Parlament Europejski odpowiada za wiele zmian wprowadzonych w ostatnich latach przez Unię Europejską. Są to choćby takie udogodnienia jak: zniesienie opłat roamingowych, jednolity wzór złącza w urządzeniach elektronicznych, ostrzeżenia na opakowaniach papierosów, środki finansowe na program Erasmus+.

Czy europoseł może mieć akt oskarżenia?

W ostatnim czasie pojawiły się pytania, co do kandydatów na europosłów z zarzutami prokuratorskimi, a nawet wyrokami skazującymi.

Wątpliwości dotyczą także m.in. kandydata do PE Daniela Obajtka, który jest poszukiwany przez prokuratorów.

Jeśli były szef spółki Orlen zostanie europosłem, przed zarzutami będzie chronił go immunitet. Ale jeśli wcześniej, przed wyborem, byłby mu przedstawiony akt oskarżenia z zarzutami karnymi, immunitet ich nie obejmie.

Immunitet parlamentarny nie jest osobistym przywilejem posła, lecz gwarancją, że poseł może swobodnie wykonywać mandat bez narażania się na arbitralne prześladowania polityczne. Immunitet gwarantuje zatem niezależność i integralność Parlamentu jako instytucji. Wobec posłów do Parlamentu Europejskiego nie można prowadzić dochodzenia ani postępowania sądowego, ani ich zatrzymywać z powodu opinii lub stanowiska zajętego przez nich w głosowaniu w czasie wykonywania obowiązków poselskich. Jeśli zarzuty mają charakter karny, to postępowanie się toczy.

Czytaj też: Prawnicza epopeja trwa - Kamiński i Wąsik znów pod lupą prokuratury

Z tym, że z regulaminu PE wynika, że europoseł zachowuje mandat nawet, jeśli zostanie mu uchylony immunitet. Uchylenie immunitetu nie oznacza uznania posła za winnego. Umożliwia jedynie krajowym organom sądowym prowadzenie dochodzenia lub procesu sądowego. Jako że posłowie do PE są wybierani zgodnie z krajową ordynacją wyborczą, jeśli zostaną uznani za winnych popełnienia przestępstwa, decyzja o unieważnieniu ich mandatu należy do władz państwa członkowskiego.

To Komisja przyjmuje przy drzwiach zamkniętych i przedstawia całemu Parlamentowi zalecenie dotyczące zatwierdzenia lub odrzucenia wniosku o uchylenie lub utrzymanie immunitetu. Podczas pierwszej sesji plenarnej po podjęciu decyzji przez komisję Parlament podejmuje decyzję zwykłą większością głosów.
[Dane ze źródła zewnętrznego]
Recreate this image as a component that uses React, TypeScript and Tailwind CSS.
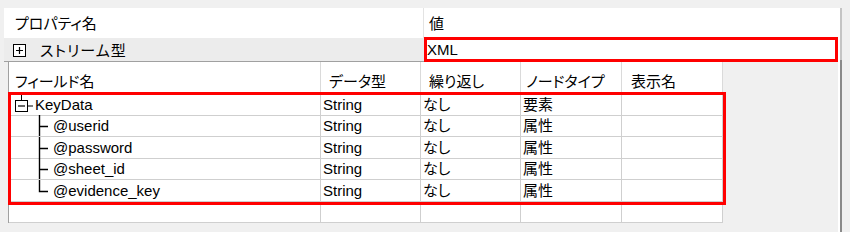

Po głosowaniu przewodniczący niezwłocznie przekazuje decyzję Parlamentu posłowi do PE i właściwemu organowi państwa członkowskiego.
Parlament Europejski uchylił już w listopadzie 2023 r. immunitet europosłom PiS: Beacie Kempie, Beacie Mazurek, Patrykowi Jakiemu i Tomaszowi Porębie.
Chodziło o zarzut, że europosłowie PiS „popełnili przestępstwa rasistowskie na terenie Polski”. Spot wyborczy Prawa i Sprawiedliwości w wyborach samorządowych z 2018 r. sugerował, że efektem ewentualnej wygranej opozycji będzie drastyczny wzrost liczby imigrantów z Bliskiego Wschodu i Afryki, skutkujący wzrostem przestępczości w kraju oraz tym, że „mieszkańcy będą bali wychodzić się na ulice”.